= Greater London Association of Trade Union Councils =

GLATUC logo

Greater London Association of Trade Union Councils (GLATUC) is the largest County Association of Trades (Union) Councils in the Uk and covers the Greater London area. As the official Trades Union Congress body for London GLATUC seeks to co-ordinate activity by Trades (Union) Councils across the capital and works with individual unions and other organisations on a range of campaigns and activities. It is part of the national Trades Union Congress.

== History ==

GLATUC is the successor body to the London Trades Council (LTC), which was founded in 1860. In the 1950s the LTC was in conflict with the TUC, and it was replaced by the London Trades Council (1952) and the London Federation of Trades Councils was set up. GLATUC succeeded both these organisations in 1974, originally called the Greater London Association of Trades Councils.

In 1985, on the 125th anniversary of the foundation of the London Trades Council, the GLATC (as it was then known) published its official history in a booklet largely compiled and written by Phil Katz of the Cities of London & Westminster Trades Council and an Assistant Secretary of the Association.

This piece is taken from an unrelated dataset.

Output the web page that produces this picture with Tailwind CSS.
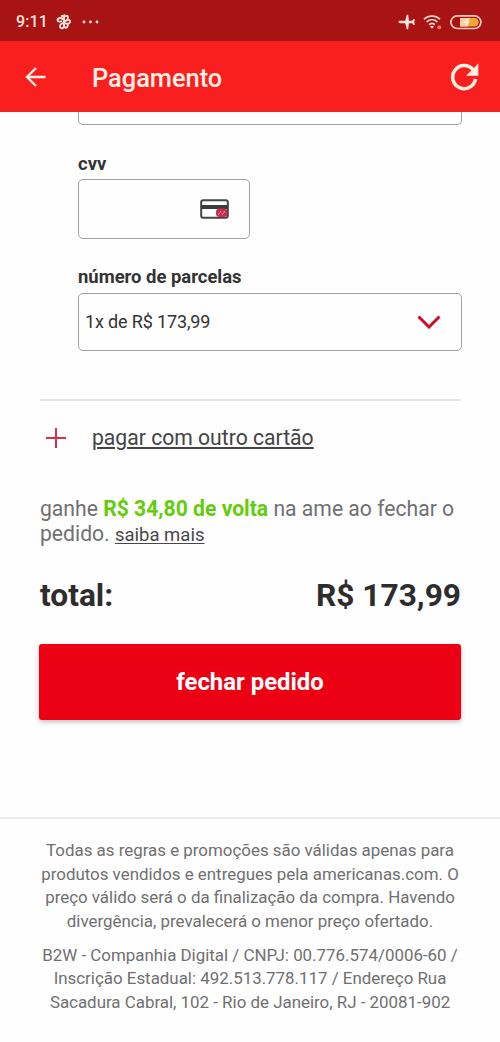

This booklet is now out of print but copies are available in some libraries.

== Structure ==

GLATUC is made up of delegates from the trades councils covering the London boroughs.

They are:
- Bexley and Greenwich
- Bexley
- Barking and Dagenham
- Barnet
- Brent
- Bromley
- Camden
- Cities of London and Westminster* see www.clwtc.org
- Croydon
- Ealing
- Enfield
- Hackney
- Hammersmith & Fulham
- Haringey
- Harrow
- Havering
- Hillingdon
- Hounslow
- Islington
- Kensington and Chelsea
- Kingston upon Thames
- Lambeth
- Lewisham
- Merton and Sutton
- Newham
- Redbridge
- Richmond & Twickenham
- Southwark
- Tower Hamlets
- Waltham Forest
- Wandsworth

GLATUC meets on the second Saturday of each month, from 10 am. The meetings are open to any London trade unionists as observers, on production of a valid trade union membership card.

GLATUC's Annual General Meeting elects officers and executive committee members, who also meet once a month.